### Entries supplied
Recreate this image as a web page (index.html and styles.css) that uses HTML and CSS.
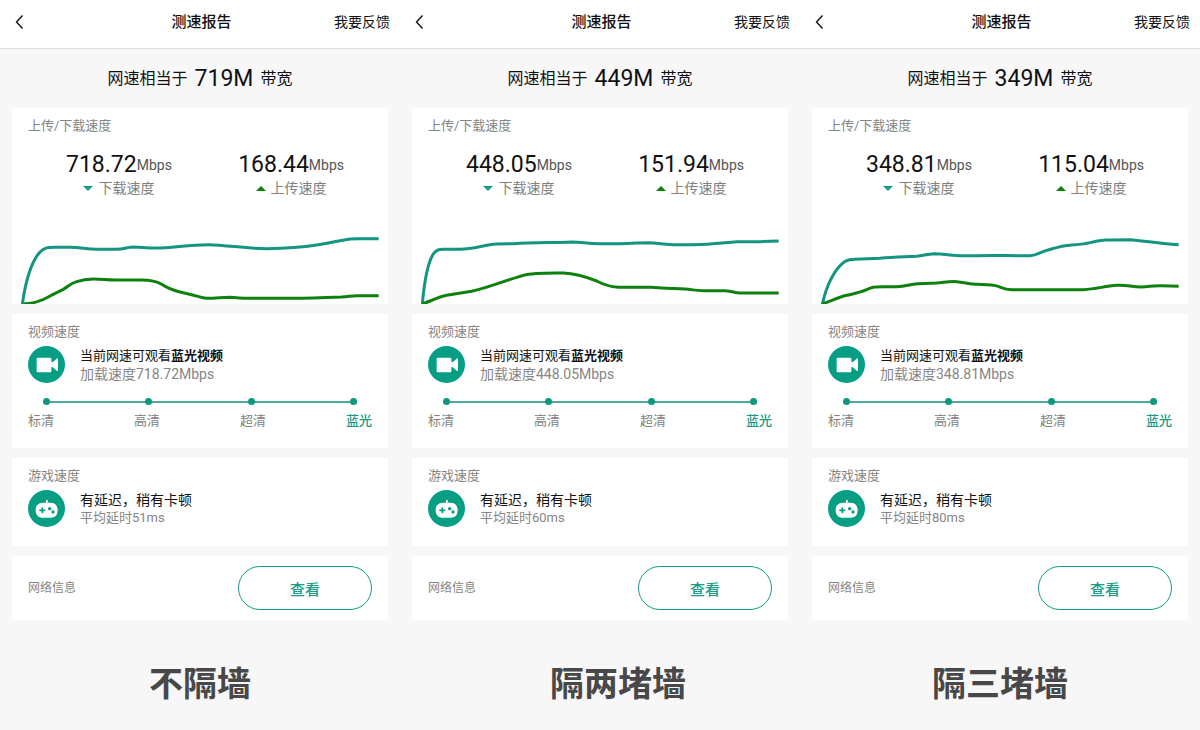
######
### Entries supplied
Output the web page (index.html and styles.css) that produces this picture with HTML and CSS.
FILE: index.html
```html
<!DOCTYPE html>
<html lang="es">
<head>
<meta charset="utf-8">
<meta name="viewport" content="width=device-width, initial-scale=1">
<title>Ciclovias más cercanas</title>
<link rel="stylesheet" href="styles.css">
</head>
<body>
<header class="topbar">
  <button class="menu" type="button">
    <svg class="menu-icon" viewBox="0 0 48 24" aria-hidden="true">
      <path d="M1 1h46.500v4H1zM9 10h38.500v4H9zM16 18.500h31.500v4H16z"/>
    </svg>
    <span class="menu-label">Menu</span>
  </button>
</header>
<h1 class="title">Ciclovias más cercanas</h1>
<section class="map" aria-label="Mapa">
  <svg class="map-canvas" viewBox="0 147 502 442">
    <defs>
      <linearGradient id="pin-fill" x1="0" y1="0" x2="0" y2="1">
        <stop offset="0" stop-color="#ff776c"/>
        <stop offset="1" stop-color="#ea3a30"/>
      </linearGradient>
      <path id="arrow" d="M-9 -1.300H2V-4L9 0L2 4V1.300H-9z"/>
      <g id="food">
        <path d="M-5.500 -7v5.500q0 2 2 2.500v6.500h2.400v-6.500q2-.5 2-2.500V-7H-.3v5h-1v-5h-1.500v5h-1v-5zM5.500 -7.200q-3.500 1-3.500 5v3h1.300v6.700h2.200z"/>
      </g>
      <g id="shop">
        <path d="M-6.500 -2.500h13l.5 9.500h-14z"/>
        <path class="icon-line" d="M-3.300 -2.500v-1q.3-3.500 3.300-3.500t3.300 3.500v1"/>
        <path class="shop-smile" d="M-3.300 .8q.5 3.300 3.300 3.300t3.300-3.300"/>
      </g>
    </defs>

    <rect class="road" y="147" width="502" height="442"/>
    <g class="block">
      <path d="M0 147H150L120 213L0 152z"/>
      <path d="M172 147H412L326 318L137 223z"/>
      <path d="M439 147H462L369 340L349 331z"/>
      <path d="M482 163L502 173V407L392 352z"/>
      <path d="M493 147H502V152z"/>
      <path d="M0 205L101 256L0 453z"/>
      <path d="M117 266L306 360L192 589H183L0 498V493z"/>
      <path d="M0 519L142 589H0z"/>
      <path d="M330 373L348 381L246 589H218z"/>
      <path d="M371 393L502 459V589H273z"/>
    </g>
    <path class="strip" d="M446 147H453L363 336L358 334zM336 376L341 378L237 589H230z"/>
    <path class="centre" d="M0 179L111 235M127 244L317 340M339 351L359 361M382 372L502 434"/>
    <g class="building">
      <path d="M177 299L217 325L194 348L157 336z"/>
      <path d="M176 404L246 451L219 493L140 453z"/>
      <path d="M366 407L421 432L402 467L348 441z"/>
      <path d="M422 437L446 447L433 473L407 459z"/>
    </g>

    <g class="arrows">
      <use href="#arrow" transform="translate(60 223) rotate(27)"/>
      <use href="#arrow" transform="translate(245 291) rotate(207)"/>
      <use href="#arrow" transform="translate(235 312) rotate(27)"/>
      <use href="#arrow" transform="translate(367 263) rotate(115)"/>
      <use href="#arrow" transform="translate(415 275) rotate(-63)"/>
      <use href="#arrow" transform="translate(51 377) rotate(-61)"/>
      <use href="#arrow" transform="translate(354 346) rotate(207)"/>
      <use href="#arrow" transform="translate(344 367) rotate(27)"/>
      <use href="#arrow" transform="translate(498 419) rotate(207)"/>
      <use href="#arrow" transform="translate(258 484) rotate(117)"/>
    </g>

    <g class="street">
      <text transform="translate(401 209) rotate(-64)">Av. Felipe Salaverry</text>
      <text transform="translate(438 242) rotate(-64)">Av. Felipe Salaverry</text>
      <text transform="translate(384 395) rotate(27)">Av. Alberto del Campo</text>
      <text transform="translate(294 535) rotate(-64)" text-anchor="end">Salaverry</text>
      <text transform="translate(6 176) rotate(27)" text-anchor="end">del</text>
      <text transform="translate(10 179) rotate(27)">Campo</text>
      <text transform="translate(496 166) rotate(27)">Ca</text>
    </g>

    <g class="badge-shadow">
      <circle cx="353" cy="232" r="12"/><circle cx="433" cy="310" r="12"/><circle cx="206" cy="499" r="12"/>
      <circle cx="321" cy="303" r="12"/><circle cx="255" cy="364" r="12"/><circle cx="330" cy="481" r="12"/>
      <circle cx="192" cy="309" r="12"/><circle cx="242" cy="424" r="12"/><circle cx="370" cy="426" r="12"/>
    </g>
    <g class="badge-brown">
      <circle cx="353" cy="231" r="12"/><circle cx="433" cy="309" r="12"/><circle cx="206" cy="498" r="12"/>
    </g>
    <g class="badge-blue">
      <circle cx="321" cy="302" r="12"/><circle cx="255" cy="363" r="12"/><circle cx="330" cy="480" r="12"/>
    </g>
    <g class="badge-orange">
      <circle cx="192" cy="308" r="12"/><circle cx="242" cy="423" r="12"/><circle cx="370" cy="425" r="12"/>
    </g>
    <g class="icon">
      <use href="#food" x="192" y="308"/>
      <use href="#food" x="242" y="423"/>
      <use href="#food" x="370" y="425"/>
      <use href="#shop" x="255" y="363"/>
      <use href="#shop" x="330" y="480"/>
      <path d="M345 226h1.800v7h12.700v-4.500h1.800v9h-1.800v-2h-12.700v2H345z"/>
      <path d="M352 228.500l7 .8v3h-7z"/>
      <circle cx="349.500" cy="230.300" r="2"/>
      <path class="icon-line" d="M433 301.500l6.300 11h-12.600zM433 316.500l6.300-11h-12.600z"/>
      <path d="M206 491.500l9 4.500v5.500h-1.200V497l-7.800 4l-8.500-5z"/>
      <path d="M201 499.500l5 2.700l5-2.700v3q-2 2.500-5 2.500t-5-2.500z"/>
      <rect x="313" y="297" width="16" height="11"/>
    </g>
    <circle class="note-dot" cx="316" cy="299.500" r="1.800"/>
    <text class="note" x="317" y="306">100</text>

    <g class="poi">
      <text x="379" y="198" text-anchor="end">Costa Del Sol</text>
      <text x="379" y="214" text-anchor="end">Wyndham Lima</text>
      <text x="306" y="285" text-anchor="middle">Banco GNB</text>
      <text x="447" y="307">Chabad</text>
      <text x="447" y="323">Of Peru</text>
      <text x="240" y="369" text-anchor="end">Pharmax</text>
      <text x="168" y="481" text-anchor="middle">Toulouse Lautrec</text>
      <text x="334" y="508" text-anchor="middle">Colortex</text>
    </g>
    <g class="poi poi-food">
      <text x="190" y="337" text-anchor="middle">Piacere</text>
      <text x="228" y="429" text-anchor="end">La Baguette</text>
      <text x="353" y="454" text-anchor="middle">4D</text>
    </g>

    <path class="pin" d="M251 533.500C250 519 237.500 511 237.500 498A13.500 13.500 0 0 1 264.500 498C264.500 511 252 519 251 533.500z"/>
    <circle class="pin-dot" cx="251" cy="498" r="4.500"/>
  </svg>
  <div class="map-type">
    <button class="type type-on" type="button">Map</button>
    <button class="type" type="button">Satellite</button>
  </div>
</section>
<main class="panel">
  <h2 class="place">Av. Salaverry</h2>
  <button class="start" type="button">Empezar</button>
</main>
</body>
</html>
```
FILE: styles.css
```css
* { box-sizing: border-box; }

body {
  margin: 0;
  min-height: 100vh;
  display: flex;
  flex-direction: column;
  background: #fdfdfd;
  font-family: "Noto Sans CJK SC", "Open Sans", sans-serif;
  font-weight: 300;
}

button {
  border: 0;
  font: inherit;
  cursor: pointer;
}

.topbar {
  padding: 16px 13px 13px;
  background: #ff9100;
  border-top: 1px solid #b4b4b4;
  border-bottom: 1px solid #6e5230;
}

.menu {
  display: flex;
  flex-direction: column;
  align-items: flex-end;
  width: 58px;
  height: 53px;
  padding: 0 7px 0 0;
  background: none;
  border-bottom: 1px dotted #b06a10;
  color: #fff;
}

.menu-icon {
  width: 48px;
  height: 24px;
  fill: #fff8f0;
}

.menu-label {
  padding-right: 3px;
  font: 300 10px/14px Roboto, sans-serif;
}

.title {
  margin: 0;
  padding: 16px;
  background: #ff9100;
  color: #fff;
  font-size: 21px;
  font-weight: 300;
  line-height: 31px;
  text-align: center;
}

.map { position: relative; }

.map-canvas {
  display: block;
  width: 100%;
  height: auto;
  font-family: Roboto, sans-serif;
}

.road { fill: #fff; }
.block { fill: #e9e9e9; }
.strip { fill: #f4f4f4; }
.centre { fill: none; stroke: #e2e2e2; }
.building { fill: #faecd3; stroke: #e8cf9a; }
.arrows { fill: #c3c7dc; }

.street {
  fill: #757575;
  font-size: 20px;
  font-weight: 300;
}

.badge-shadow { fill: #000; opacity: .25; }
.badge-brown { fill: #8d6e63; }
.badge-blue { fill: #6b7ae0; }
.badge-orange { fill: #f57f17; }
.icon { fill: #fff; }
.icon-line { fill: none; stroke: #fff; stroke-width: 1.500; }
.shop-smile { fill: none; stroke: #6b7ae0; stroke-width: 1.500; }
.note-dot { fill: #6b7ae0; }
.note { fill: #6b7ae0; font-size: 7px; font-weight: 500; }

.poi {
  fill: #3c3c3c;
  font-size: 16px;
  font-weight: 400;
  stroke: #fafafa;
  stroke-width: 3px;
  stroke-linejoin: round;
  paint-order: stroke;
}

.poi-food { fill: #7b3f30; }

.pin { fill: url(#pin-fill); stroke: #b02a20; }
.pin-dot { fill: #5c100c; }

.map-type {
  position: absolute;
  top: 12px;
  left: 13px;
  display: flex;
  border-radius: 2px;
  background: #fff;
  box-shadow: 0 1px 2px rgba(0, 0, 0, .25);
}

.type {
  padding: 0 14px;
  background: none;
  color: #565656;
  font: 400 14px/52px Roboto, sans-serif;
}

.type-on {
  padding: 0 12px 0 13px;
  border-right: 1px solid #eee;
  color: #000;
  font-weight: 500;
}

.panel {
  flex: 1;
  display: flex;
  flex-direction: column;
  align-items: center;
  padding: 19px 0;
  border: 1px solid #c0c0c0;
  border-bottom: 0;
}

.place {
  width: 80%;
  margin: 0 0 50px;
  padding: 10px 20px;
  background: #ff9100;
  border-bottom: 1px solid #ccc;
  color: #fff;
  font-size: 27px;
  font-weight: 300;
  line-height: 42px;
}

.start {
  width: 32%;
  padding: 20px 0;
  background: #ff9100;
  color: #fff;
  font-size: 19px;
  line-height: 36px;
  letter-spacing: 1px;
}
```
######
# What is being asked
Go over the data above and copy every line that has the word "index" in it.

# Reply
Recreate this image as a web page (index.html and styles.css) that uses HTML and CSS.
Output the web page (index.html and styles.css) that produces this picture with HTML and CSS.
FILE: index.html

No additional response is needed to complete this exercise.